_What to do_:
Will you write out the data exactly, excluding every picture?
━━━━━━━━
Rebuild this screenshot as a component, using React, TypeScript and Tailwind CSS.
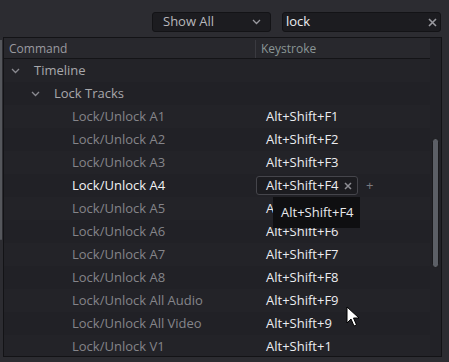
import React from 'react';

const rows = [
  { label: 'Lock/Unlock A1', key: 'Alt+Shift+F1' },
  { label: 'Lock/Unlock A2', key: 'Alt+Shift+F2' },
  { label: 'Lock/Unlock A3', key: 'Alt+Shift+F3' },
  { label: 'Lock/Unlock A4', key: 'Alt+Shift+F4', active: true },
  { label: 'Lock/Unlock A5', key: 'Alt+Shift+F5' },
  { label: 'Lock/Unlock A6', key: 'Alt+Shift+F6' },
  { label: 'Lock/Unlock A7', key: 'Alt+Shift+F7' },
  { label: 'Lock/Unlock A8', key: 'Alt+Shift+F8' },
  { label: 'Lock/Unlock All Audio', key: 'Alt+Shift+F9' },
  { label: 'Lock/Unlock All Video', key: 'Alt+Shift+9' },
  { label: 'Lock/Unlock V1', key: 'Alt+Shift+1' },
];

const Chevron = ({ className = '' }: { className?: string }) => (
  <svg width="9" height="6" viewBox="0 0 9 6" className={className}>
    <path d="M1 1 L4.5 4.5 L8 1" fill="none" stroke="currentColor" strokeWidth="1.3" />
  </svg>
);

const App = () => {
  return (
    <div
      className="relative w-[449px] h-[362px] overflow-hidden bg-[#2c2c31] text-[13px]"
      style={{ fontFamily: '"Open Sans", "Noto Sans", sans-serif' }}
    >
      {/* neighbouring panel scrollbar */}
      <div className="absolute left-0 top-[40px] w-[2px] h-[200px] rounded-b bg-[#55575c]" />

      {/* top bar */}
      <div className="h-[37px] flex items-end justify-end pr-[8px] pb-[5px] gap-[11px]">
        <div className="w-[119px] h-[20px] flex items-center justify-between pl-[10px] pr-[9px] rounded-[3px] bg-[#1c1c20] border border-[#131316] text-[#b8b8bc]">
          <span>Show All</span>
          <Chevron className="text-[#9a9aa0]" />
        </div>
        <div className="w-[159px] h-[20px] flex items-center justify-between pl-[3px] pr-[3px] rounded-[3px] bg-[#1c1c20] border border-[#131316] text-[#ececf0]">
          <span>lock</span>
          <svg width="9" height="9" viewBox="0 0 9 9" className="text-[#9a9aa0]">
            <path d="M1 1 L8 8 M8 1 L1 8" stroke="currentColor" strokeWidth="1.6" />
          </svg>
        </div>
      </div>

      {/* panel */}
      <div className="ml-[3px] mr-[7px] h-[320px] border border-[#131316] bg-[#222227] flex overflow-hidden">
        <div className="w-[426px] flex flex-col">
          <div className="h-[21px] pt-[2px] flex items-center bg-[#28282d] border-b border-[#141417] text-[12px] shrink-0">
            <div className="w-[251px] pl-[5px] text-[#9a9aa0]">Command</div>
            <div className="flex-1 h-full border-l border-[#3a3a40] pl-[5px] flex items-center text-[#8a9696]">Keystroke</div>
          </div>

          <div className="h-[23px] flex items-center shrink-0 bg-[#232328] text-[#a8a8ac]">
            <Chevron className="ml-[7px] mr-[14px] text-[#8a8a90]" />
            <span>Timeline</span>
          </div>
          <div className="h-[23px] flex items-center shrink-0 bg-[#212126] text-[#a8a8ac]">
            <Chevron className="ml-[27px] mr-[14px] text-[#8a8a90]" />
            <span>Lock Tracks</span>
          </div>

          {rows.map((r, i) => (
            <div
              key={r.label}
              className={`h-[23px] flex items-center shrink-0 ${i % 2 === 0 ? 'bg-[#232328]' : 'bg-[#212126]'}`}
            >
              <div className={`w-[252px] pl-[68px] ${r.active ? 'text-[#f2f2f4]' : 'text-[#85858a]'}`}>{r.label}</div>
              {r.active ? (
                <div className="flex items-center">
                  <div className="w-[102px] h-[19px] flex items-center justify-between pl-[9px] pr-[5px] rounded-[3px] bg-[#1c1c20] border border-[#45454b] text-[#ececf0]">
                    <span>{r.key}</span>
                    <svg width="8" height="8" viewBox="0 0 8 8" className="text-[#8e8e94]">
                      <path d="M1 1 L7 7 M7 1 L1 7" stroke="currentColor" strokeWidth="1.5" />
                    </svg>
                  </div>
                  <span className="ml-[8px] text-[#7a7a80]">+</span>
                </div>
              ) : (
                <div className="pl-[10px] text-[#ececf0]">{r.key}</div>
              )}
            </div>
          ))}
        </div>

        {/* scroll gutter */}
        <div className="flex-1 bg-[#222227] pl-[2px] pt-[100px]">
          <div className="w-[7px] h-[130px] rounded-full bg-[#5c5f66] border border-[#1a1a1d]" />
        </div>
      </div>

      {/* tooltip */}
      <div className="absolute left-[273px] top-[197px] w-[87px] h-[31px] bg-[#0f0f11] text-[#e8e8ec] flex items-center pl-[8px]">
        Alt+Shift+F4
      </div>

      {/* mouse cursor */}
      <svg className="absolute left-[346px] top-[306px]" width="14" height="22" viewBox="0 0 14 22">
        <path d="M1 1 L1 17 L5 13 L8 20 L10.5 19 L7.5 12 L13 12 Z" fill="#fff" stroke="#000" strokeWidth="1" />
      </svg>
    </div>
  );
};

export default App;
━━━━━━━━
_Response to the exercise_:
Rebuild this screenshot as a component, using React, TypeScript and Tailwind CSS.
import React from 'react';

const rows = [
  { label: 'Lock/Unlock A1', key: 'Alt+Shift+F1' },
  { label: 'Lock/Unlock A2', key: 'Alt+Shift+F2' },
  { label: 'Lock/Unlock A3', key: 'Alt+Shift+F3' },
  { label: 'Lock/Unlock A4', key: 'Alt+Shift+F4', active: true },
  { label: 'Lock/Unlock A5', key: 'Alt+Shift+F5' },
  { label: 'Lock/Unlock A6', key: 'Alt+Shift+F6' },
  { label: 'Lock/Unlock A7', key: 'Alt+Shift+F7' },
  { label: 'Lock/Unlock A8', key: 'Alt+Shift+F8' },
  { label: 'Lock/Unlock All Audio', key: 'Alt+Shift+F9' },
  { label: 'Lock/Unlock All Video', key: 'Alt+Shift+9' },
  { label: 'Lock/Unlock V1', key: 'Alt+Shift+1' },
];

const Chevron = ({ className = '' }: { className?: string }) => (
  <svg width="9" height="6" viewBox="0 0 9 6" className={className}>
    <path d="M1 1 L4.5 4.5 L8 1" fill="none" stroke="currentColor" strokeWidth="1.3" />
  </svg>
);

const App = () => {
  return (
    <div
      className="relative w-[449px] h-[362px] overflow-hidden bg-[#2c2c31] text-[13px]"
      style={{ fontFamily: '"Open Sans", "Noto Sans", sans-serif' }}
    >
      {/* neighbouring panel scrollbar */}
      <div className="absolute left-0 top-[40px] w-[2px] h-[200px] rounded-b bg-[#55575c]" />

      {/* top bar */}
      <div className="h-[37px] flex items-end justify-end pr-[8px] pb-[5px] gap-[11px]">
        <div className="w-[119px] h-[20px] flex items-center justify-between pl-[10px] pr-[9px] rounded-[3px] bg-[#1c1c20] border border-[#131316] text-[#b8b8bc]">
          <span>Show All</span>
          <Chevron className="text-[#9a9aa0]" />
        </div>
        <div className="w-[159px] h-[20px] flex items-center justify-between pl-[3px] pr-[3px] rounded-[3px] bg-[#1c1c20] border border-[#131316] text-[#ececf0]">
          <span>lock</span>
          <svg width="9" height="9" viewBox="0 0 9 9" className="text-[#9a9aa0]">
            <path d="M1 1 L8 8 M8 1 L1 8" stroke="currentColor" strokeWidth="1.6" />
          </svg>
        </div>
      </div>

      {/* panel */}
      <div className="ml-[3px] mr-[7px] h-[320px] border border-[#131316] bg-[#222227] flex overflow-hidden">
        <div className="w-[426px] flex flex-col">
          <div className="h-[21px] pt-[2px] flex items-center bg-[#28282d] border-b border-[#141417] text-[12px] shrink-0">
            <div className="w-[251px] pl-[5px] text-[#9a9aa0]">Command</div>
            <div className="flex-1 h-full border-l border-[#3a3a40] pl-[5px] flex items-center text-[#8a9696]">Keystroke</div>
          </div>

          <div className="h-[23px] flex items-center shrink-0 bg-[#232328] text-[#a8a8ac]">
            <Chevron className="ml-[7px] mr-[14px] text-[#8a8a90]" />
            <span>Timeline</span>
          </div>
          <div className="h-[23px] flex items-center shrink-0 bg-[#212126] text-[#a8a8ac]">
            <Chevron className="ml-[27px] mr-[14px] text-[#8a8a90]" />
            <span>Lock Tracks</span>
          </div>

          {rows.map((r, i) => (
            <div
              key={r.label}
              className={`h-[23px] flex items-center shrink-0 ${i % 2 === 0 ? 'bg-[#232328]' : 'bg-[#212126]'}`}
            >
              <div className={`w-[252px] pl-[68px] ${r.active ? 'text-[#f2f2f4]' : 'text-[#85858a]'}`}>{r.label}</div>
              {r.active ? (
                <div className="flex items-center">
                  <div className="w-[102px] h-[19px] flex items-center justify-between pl-[9px] pr-[5px] rounded-[3px] bg-[#1c1c20] border border-[#45454b] text-[#ececf0]">
                    <span>{r.key}</span>
                    <svg width="8" height="8" viewBox="0 0 8 8" className="text-[#8e8e94]">
                      <path d="M1 1 L7 7 M7 1 L1 7" stroke="currentColor" strokeWidth="1.5" />
                    </svg>
                  </div>
                  <span className="ml-[8px] text-[#7a7a80]">+</span>
                </div>
              ) : (
                <div className="pl-[10px] text-[#ececf0]">{r.key}</div>
              )}
            </div>
          ))}
        </div>

        {/* scroll gutter */}
        <div className="flex-1 bg-[#222227] pl-[2px] pt-[100px]">
          <div className="w-[7px] h-[130px] rounded-full bg-[#5c5f66] border border-[#1a1a1d]" />
        </div>
      </div>

      {/* tooltip */}
      <div className="absolute left-[273px] top-[197px] w-[87px] h-[31px] bg-[#0f0f11] text-[#e8e8ec] flex items-center pl-[8px]">
        Alt+Shift+F4
      </div>

      {/* mouse cursor */}
      <svg className="absolute left-[346px] top-[306px]" width="14" height="22" viewBox="0 0 14 22">
        <path d="M1 1 L1 17 L5 13 L8 20 L10.5 19 L7.5 12 L13 12 Z" fill="#fff" stroke="#000" strokeWidth="1" />
      </svg>
    </div>
  );
};

export default App;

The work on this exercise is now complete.